Autre fait notable, et non des moindres, la construction du temple de Deir el-Bahari en l’honneur d’Amon et dédié au culte de Thoutmosis Ier. Même s’il s’inspire du temple voisin de Mentouhotep II, ce monument architectural d’une conception exceptionnelle et d’un décor tout aussi rare est unique dans l’histoire de l’art égyptien.
Il fait presqu’oublier le fait qu’Hatchepsout a construit partout en Égypte, qu’elle a embelli le temple de Karnak où on lui doit notamment La Chapelle Rouge ainsi que deux paires d’obélisques, une à l’est du temple, la plus gigantesque aujourd’hui disparue, l’autre entre le quatrième et le cinquième pylône.
Enfin, il semblerait que sa tombe soit la première à avoir été creusée dans la Vallée des Rois.
Débats et controverses
Bien des interrogations subsistent sur le règne d’Hatchepsout.
Les dates
Le moment précis où la reine prend la titulature royale, probablement après l’an 2 et avant l’an 7, n’a pas encore pu être déterminé.
La fin de son règne, en l’an 22, reste l’objet de diverses hypothèses. Aucune trace d’une prise de pouvoir de Thoutmosis III par la force ni de la mort de la reine à ce moment, que ce soit naturellement ou dans la violence.
Thoutmosis III
Où est Thoutmosis III pendant les vingt années du règne d’Hatchepsout ?

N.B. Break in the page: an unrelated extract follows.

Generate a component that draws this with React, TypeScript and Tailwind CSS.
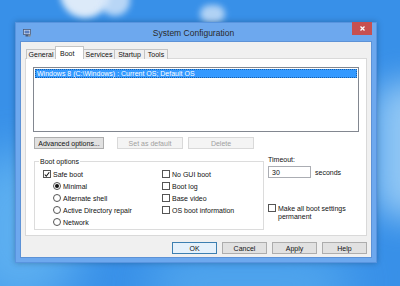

S’il est incontestable que Hatchepsout ne s’est pas contentée de la régence du pays en attendant que Thoutmosis III atteigne l’âge d’exercer ses fonctions, elle n’a pas pour autant éliminé son « rival » qui reste associé à son règne. De plus, l’image d’un faible jeune homme jeté dans l’ombre par une belle-mère autoritaire est totalement en contradiction avec la personnalité du pharaon qui, par la suite, s’avérera être l’un des plus grands monarques de l’histoire égyptienne.
Et lorsque Thoutmosis III monte sur le trône, il part immédiatement en campagne contre le Mitanni. C’est donc un homme préparé à régner et à mener des opérations militaires qui accède au pouvoir au moment précis où l’Égypte a besoin d’un chef de guerre capable de défendre ses frontières. Or une telle campagne demande plusieurs années de préparation.
Tout se passe comme si Thoutmosis III exerçait sa fonction de chef militaire pendant que la reine gérait politiquement le pays. Peut-être la reine se serait-elle effacée volontairement dans l’intérêt de l’État ?
Les martelages de l’image de la reine.
Il est toutefois certain qu’on a voulu effacer le souvenir de la reine : ses images ont été soigneusement martelées, ses statues fracassées. Vengeance de son successeur ? Tentative de faire disparaître le fait, contraire à l’ordre et à la tradition, qu’une femme a été pharaon ?
Cette seconde hypothèse est renforcée par le fait que les persécutions se sont poursuivies durant la période ramesside et que le nom de la reine, tout comme celui d’Akhénaton, ne figure pas sur la liste royale du temple de Séthi Ier à Abydos.
La date de cette persécution, même si elle est sujette à débats, devrait remonter à la fin du règne de Thoutmosis III. Difficile, dans ces conditions, d’imaginer que Thoutmosis III attende près de vingt ans avant d’exprimer sa haine envers celle qui l’a tenu écarté du pouvoir. Une explication reste plausible : du vivant de la reine, jamais on n’aurait osé toucher à son image, d’autant plus qu’elle avait dû conserver des alliés puissants. Peut-être la persécution serait-elle directement consécutive à sa mort en l’an 42, alors qu’elle avait atteint une septantaine d’années. Et, dans la pensée égyptienne, s’attaquer au nom et à l’image d’Hatchepsout, c’est lui refuser l’accès à l’Éternité, ce qui est bien plus important et efficace que de s’opposer à elle de son vivant.